[Dataset content]
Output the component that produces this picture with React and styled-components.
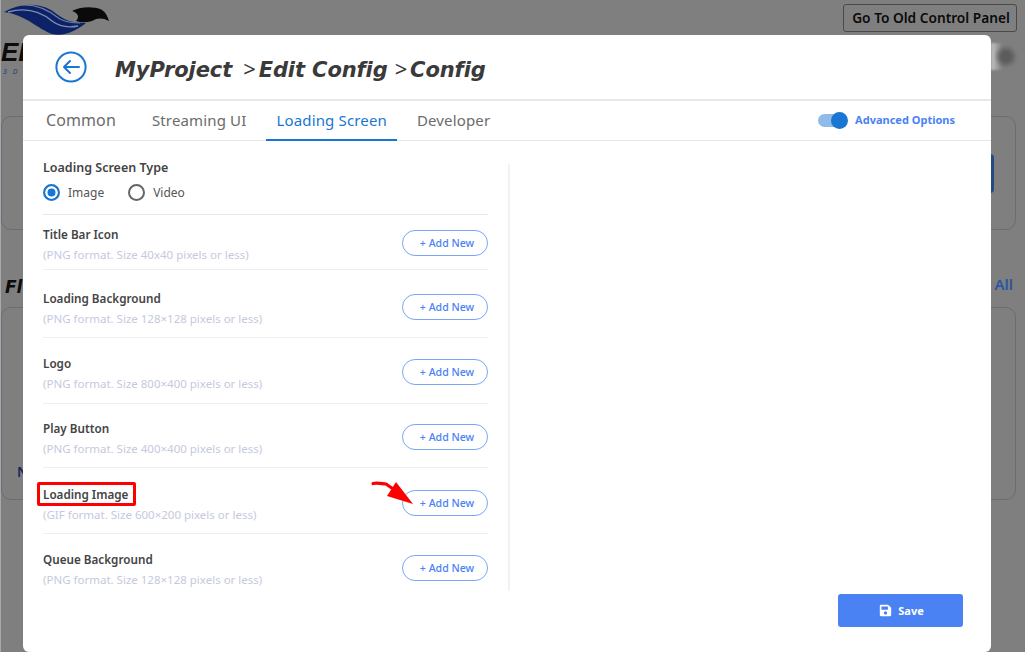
import React from "react";
import styled, { createGlobalStyle } from "styled-components";
import { FaSave } from "react-icons/fa";

const rows = [
  { title: "Title Bar Icon", hint: "(PNG format. Size 40x40 pixels or less)", top: 11, bottom: 6 },
  { title: "Loading Background", hint: "(PNG format. Size 128×128 pixels or less)", top: 20, bottom: 10 },
  { title: "Logo", hint: "(PNG format. Size 800×400 pixels or less)", top: 17, bottom: 11 },
  { title: "Play Button", hint: "(PNG format. Size 400×400 pixels or less)", top: 16, bottom: 10 },
  { title: "Loading Image", hint: "(GIF format. Size 600×200 pixels or less)", top: 18, bottom: 10, marked: true },
  { title: "Queue Background", hint: "(PNG format. Size 128×128 pixels or less)", top: 17, bottom: 3 },
];

const tabs = ["Common", "Streaming UI", "Loading Screen", "Developer"];

function App() {
  return (
    <Page>
      <GlobalStyle />
      <TopBar>
        <LogoBox>
          <svg width="110" height="36" viewBox="0 0 110 36">
            <path d="M2 11C22 0 42 2 56 14C64 20 72 22 84 22C74 30 62 36 50 33C36 28 24 14 2 11Z" fill="#0d2266" />
            <path d="M6 11C24 6 38 10 50 20C58 26 66 27 76 25" fill="none" stroke="#7f8db0" strokeWidth="1.4" />
            <path d="M20 4C36 3 48 10 58 18C64 21 70 22 78 22" fill="none" stroke="#6f7fa6" strokeWidth="1.2" />
            <path d="M70 10C80 5 92 6 98 8C103 10 105 14 107 20C102 17 98 17 94 18C88 22 80 22 74 20C78 16 76 12 70 10Z" fill="#0a0a0a" />
          </svg>
          <LogoWord>EL</LogoWord>
          <LogoSub>3 D</LogoSub>
        </LogoBox>
        <OldPanelButton>Go To Old Control Panel</OldPanelButton>
      </TopBar>
      <BlurRow>
        <BlurBlob />
      </BlurRow>
      <BackCard>
        <BackCardButton />
      </BackCard>
      <SectionHead>
        <SectionName>Fl</SectionName>
        <SectionLink>All</SectionLink>
      </SectionHead>
      <BackCardTall>
        <BackCardLetter>N</BackCardLetter>
      </BackCardTall>

      <Modal>
        <ModalHeader>
          <BackButton aria-label="Back">
            <svg width="32" height="32" viewBox="0 0 32 32" fill="none" stroke="#1976d2" strokeWidth="2" strokeLinecap="round" strokeLinejoin="round">
              <circle cx="16" cy="16" r="14.6" />
              <path d="M24 16H9M15 10l-6 6 6 6" />
            </svg>
          </BackButton>
          <Crumbs>
            MyProject<Sep $left={11}>&gt;</Sep>Edit Config<Sep $left={7}>&gt;</Sep>Config
          </Crumbs>
        </ModalHeader>
        <TabBar>
          <TabList>
            {tabs.map((tab) => (
              <Tab key={tab} $active={tab === "Loading Screen"}>
                {tab}
              </Tab>
            ))}
          </TabList>
          <AdvancedToggle>
            <ToggleTrack>
              <ToggleThumb />
            </ToggleTrack>
            <AdvancedLabel>Advanced Options</AdvancedLabel>
          </AdvancedToggle>
        </TabBar>
        <ModalBody>
          <SettingsColumn>
            <TypeBlock>
              <TypeTitle>Loading Screen Type</TypeTitle>
              <RadioRow>
                <RadioLabel>
                  <RadioMark $checked />
                  Image
                </RadioLabel>
                <RadioLabel>
                  <RadioMark />
                  Video
                </RadioLabel>
              </RadioRow>
            </TypeBlock>
            {rows.map((row, i) => (
              <AssetRow key={row.title} $top={row.top} $bottom={row.bottom} $last={i === rows.length - 1}>
                <div>
                  <RowTitle $marked={row.marked}>{row.title}</RowTitle>
                  <RowHint>{row.hint}</RowHint>
                </div>
                <ButtonWrap>
                  {row.marked && (
                    <Arrow width="46" height="26" viewBox="0 0 46 26">
                      <path d="M2 3.5C6 2.5 10 3.5 15 4L25 11" fill="none" stroke="#f00" strokeWidth="3.2" strokeLinecap="round" />
                      <path d="M25 2L16 16L42 24Z" fill="#f00" />
                    </Arrow>
                  )}
                  <AddButton>+ Add New</AddButton>
                </ButtonWrap>
              </AssetRow>
            ))}
          </SettingsColumn>
          <PreviewColumn />
        </ModalBody>
        <ModalFooter>
          <SaveButton>
            <FaSave size={13} />
            Save
          </SaveButton>
        </ModalFooter>
      </Modal>
    </Page>
  );
}

export default App;

const GlobalStyle = createGlobalStyle`
  html, body {
    margin: 0;
    height: 100%;
    overflow: hidden;
    background: #7f7f7f;
  }
  * {
    box-sizing: border-box;
  }
`;

const Page = styled.div`
  position: relative;
  width: 1025px;
  height: 652px;
  overflow: hidden;
  background: #7f7f7f;
  border-left: 1px solid #a8a8a8;
  font-family: "Noto Sans", sans-serif;
`;

const TopBar = styled.div`
  display: flex;
  justify-content: space-between;
  align-items: flex-start;
  height: 43px;
  padding: 4px 8px 0 1px;
`;

const LogoBox = styled.div`
  position: relative;
  margin-top: -3px;
  width: 110px;
`;

const LogoWord = styled.div`
  position: absolute;
  left: -1px;
  top: 36px;
  font: italic 700 26px "Liberation Sans", sans-serif;
  color: #0c0c0c;
`;

const LogoSub = styled.div`
  position: absolute;
  left: 1px;
  top: 66px;
  font: italic 400 7px "Noto Sans", sans-serif;
  letter-spacing: 2px;
  color: #1c3c7c;
`;

const OldPanelButton = styled.button`
  width: 174px;
  height: 28px;
  padding: 0 0 2px 2px;
  border: 1px solid #4a4a4a;
  border-radius: 3px;
  background: #7f7f7f;
  color: #0b0b0b;
  font: 600 13.7px "Noto Sans", sans-serif;
`;

const BlurRow = styled.div`
  display: flex;
  justify-content: flex-end;
  height: 73px;
  padding-right: 7px;
`;

const BlurBlob = styled.div`
  width: 27px;
  height: 27px;
  background: radial-gradient(circle at 55% 50%, #5c5c5c 0 24%, transparent 58%),
    linear-gradient(90deg, #c4c4c4, #7f7f7f 42%);
  filter: blur(1px);
`;

const BackCard = styled.div`
  display: flex;
  justify-content: flex-end;
  align-items: center;
  width: 1015px;
  height: 114px;
  padding-right: 21px;
  border: 1px solid #6c6c78;
  border-radius: 10px;
`;

const BackCardButton = styled.div`
  width: 40px;
  height: 39px;
  border-radius: 4px;
  background: #234a84;
`;

const SectionHead = styled.div`
  display: flex;
  justify-content: space-between;
  align-items: center;
  height: 77px;
  padding: 36px 12px 0 4px;
`;

const SectionName = styled.div`
  font: italic 700 17px "DejaVu Sans", sans-serif;
  color: #0c0c0c;
`;

const SectionLink = styled.div`
  margin-bottom: 5px;
  font: 600 15px "Noto Sans", sans-serif;
  color: #2a55a0;
`;

const BackCardTall = styled.div`
  position: relative;
  width: 1015px;
  height: 193px;
  padding: 154px 0 0 15px;
  border: 1px solid #6c6c78;
  border-radius: 10px;
`;

const BackCardLetter = styled.div`
  font: 600 14px "Noto Sans", sans-serif;
  color: #14285a;
`;

const Modal = styled.div`
  position: absolute;
  left: 22px;
  top: 35px;
  display: flex;
  flex-direction: column;
  width: 968px;
  height: 617px;
  background: #fff;
  border-radius: 6px;
`;

const ModalHeader = styled.div`
  display: flex;
  align-items: center;
  gap: 28px;
  height: 66px;
  padding-left: 32px;
  border-bottom: 2px solid #e8e8e8;
`;

const BackButton = styled.button`
  display: flex;
  padding: 0;
  border: 0;
  background: none;
`;

const Crumbs = styled.div`
  padding-top: 2px;
  font: italic 700 21px "DejaVu Sans", sans-serif;
  letter-spacing: -0.1px;
  color: #3a3a3a;
  white-space: nowrap;
`;

const Sep = styled.span`
  margin: 0 3px 0 ${(p) => p.$left}px;
  font: 400 22px "Noto Sans", sans-serif;
`;

const TabBar = styled.div`
  display: flex;
  justify-content: space-between;
  align-items: stretch;
  height: 40px;
  padding: 0 36px 0 13px;
  border-bottom: 1px solid #e6e6e6;
`;

const TabList = styled.div`
  display: flex;
  gap: 10px;
`;

const Tab = styled.div`
  display: flex;
  align-items: center;
  padding: 0 10px;
  margin-bottom: -1px;
  border-bottom: 2px solid ${(p) => (p.$active ? "#1976d2" : "transparent")};
  color: ${(p) => (p.$active ? "#1976d2" : "#6b6b6b")};
  font-size: 15px;
  letter-spacing: 0.15px;
  &:first-child {
    margin-right: 6px;
    font-size: 16px;
    letter-spacing: 0.1px;
  }
`;

const AdvancedToggle = styled.div`
  display: flex;
  align-items: center;
  gap: 8px;
  color: #4a82f4;
  font-size: 11px;
  font-weight: 700;
`;

const AdvancedLabel = styled.span`
  margin-bottom: 2px;
`;

const ToggleTrack = styled.div`
  position: relative;
  width: 29px;
  height: 13px;
  border-radius: 7px;
  background: #8fbbe9;
`;

const ToggleThumb = styled.div`
  position: absolute;
  right: -1px;
  top: -2px;
  width: 17px;
  height: 17px;
  border-radius: 50%;
  background: #1976d2;
`;

const ModalBody = styled.div`
  display: flex;
  padding: 18px 0 0 20px;
`;

const SettingsColumn = styled.div`
  width: 445px;
`;

const PreviewColumn = styled.div`
  align-self: stretch;
  width: 2px;
  margin-left: 20px;
  margin-top: 5px;
  background: #f2f2f2;
`;

const TypeBlock = styled.div`
  height: 56px;
  border-bottom: 1px solid #e6e8f0;
`;

const RowTitle = styled.div`
  position: relative;
  color: #444;
  font-size: 11.7px;
  font-weight: 600;
  line-height: 17px;
  ${(p) =>
    p.$marked &&
    `
    &::after {
      content: "";
      box-sizing: border-box;
      position: absolute;
      left: -6px;
      top: -4px;
      width: 99px;
      height: 24px;
      border: 3px solid #f00;
      border-radius: 2px;
    }
  `}
`;

const TypeTitle = styled(RowTitle)`
  font-size: 12.5px;
`;

const RadioRow = styled.div`
  display: flex;
  gap: 24px;
  margin-top: 8px;
`;

const RadioLabel = styled.label`
  display: flex;
  align-items: center;
  gap: 8px;
  color: #555;
  font-size: 12px;
`;

const RadioMark = styled.span`
  width: 17px;
  height: 17px;
  border: 2px solid ${(p) => (p.$checked ? "#1976d2" : "#666")};
  border-radius: 50%;
  background: ${(p) => (p.$checked ? "#1976d2" : "#fff")};
  box-shadow: inset 0 0 0 2.5px #fff;
`;

const AssetRow = styled.div`
  display: flex;
  justify-content: space-between;
  align-items: center;
  padding: ${(p) => p.$top}px 0 ${(p) => p.$bottom}px;
  border-bottom: ${(p) => (p.$last ? "0" : "1px solid #eceef3")};
`;

const RowHint = styled.div`
  margin-top: 3px;
  color: #c5c9de;
  font-size: 11.5px;
  line-height: 17px;
`;

const ButtonWrap = styled.div`
  position: relative;
  margin-bottom: 3px;
`;

const Arrow = styled.svg`
  position: absolute;
  left: -31px;
  top: -10px;
`;

const AddButton = styled.button`
  display: block;
  width: 86px;
  height: 26px;
  padding: 0 0 0 4px;
  border: 1px solid #7aa5f6;
  border-radius: 13px;
  background: #fff;
  color: #4a82f4;
  font: 500 10.6px "Noto Sans", sans-serif;
`;

const ModalFooter = styled.div`
  position: absolute;
  right: 28px;
  top: 559px;
`;

const SaveButton = styled.button`
  display: flex;
  justify-content: center;
  align-items: center;
  gap: 6px;
  width: 125px;
  height: 33px;
  padding: 0 0 0 2px;
  border: 0;
  border-radius: 3px;
  background: #4a82f4;
  color: #fff;
  font: 700 11px "Noto Sans", sans-serif;
`;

[Aim of the exercise]
Pick out the lines containing the string "components" and show them.

[Correct output]
Output the component that produces this picture with React and styled-components.
import styled, { createGlobalStyle } from "styled-components";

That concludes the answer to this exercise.